• _STORED DATA_
>>>>>

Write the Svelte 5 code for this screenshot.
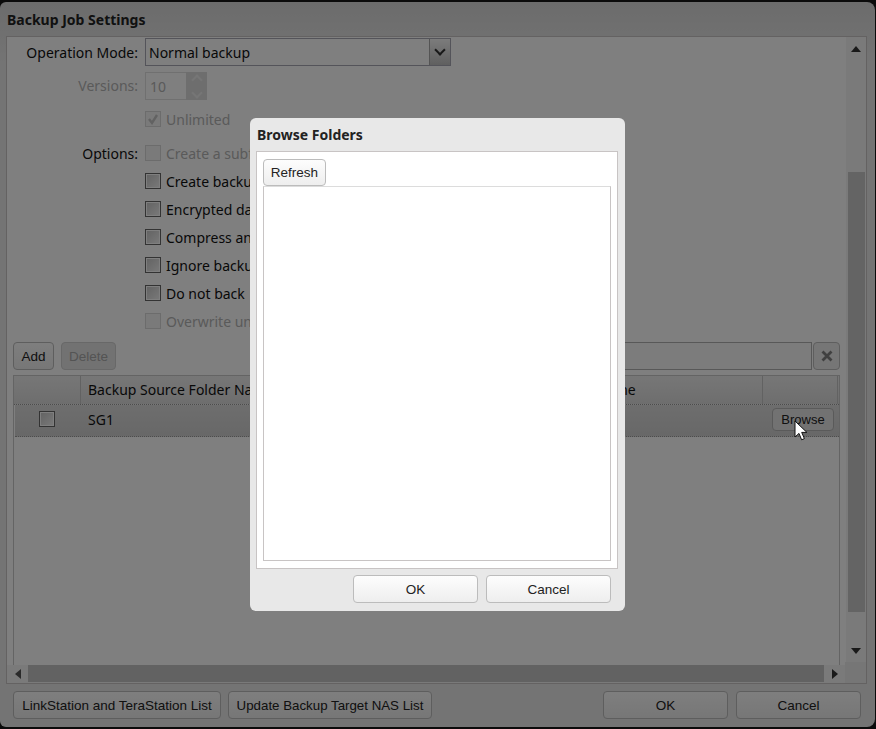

<<<<<
>>>>>

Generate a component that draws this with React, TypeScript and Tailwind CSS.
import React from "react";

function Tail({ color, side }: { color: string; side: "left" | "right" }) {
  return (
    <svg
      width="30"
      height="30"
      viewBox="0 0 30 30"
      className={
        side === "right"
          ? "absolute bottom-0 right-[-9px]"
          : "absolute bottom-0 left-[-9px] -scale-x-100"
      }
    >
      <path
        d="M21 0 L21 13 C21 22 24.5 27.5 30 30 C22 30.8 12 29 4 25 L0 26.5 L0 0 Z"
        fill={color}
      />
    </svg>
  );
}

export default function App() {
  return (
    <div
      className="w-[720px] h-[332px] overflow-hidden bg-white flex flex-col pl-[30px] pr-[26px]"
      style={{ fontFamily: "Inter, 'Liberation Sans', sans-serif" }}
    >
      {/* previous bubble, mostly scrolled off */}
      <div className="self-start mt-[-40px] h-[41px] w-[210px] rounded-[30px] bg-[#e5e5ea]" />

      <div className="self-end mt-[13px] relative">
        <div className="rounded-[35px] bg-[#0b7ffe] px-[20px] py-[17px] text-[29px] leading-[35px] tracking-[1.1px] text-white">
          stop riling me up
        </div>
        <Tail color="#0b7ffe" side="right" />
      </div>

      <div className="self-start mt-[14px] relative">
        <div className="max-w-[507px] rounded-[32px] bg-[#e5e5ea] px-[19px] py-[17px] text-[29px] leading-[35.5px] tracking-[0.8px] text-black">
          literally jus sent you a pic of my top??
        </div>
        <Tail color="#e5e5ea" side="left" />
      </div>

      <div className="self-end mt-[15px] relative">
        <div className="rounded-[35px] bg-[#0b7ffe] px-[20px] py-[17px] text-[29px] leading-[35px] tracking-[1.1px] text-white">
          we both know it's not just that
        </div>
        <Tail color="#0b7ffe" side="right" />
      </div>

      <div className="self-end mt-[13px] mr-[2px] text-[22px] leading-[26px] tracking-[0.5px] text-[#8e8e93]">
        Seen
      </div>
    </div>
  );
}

<<<<<
>>>>>

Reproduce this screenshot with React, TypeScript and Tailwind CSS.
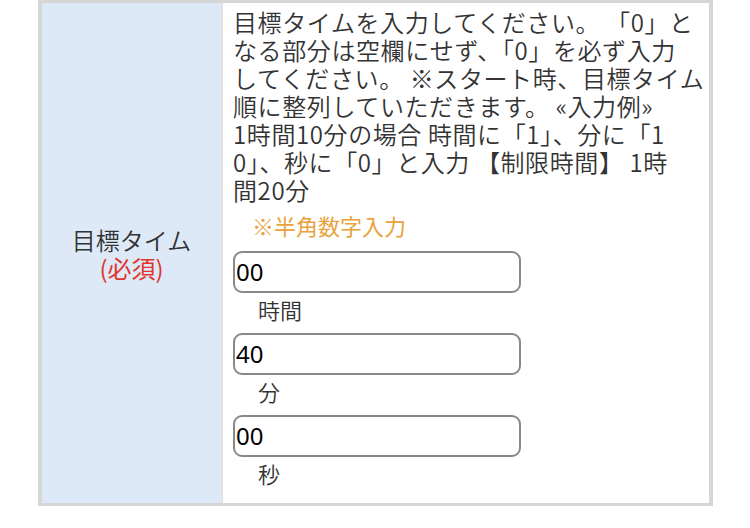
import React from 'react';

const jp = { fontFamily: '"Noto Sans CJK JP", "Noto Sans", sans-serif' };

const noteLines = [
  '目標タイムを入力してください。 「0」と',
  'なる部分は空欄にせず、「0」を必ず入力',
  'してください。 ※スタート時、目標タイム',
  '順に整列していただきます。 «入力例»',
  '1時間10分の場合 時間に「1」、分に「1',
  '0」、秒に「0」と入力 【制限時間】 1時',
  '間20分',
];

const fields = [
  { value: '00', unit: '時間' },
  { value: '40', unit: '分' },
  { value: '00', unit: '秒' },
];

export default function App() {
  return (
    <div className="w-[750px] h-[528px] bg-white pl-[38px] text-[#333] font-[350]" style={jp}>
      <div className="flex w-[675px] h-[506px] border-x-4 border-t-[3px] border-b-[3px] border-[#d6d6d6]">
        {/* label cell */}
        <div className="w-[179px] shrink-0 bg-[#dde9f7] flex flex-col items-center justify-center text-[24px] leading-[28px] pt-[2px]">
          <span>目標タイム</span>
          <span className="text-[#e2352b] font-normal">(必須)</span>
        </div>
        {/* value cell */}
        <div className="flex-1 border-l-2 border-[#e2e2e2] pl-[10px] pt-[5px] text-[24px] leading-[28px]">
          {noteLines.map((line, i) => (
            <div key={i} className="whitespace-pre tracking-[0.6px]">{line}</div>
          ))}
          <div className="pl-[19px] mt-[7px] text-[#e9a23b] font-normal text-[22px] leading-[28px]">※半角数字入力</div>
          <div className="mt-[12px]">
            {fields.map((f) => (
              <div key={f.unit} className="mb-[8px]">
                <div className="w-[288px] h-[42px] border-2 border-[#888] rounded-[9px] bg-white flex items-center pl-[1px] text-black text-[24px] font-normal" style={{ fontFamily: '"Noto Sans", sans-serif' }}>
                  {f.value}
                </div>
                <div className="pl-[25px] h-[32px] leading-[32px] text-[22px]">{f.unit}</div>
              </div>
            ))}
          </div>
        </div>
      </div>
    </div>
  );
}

<<<<<

• _OBJECTIVE_
Work out how many lines of the listing above include the word "screenshot". Report only the number.

• _RESULT FOR THIS TASK_
2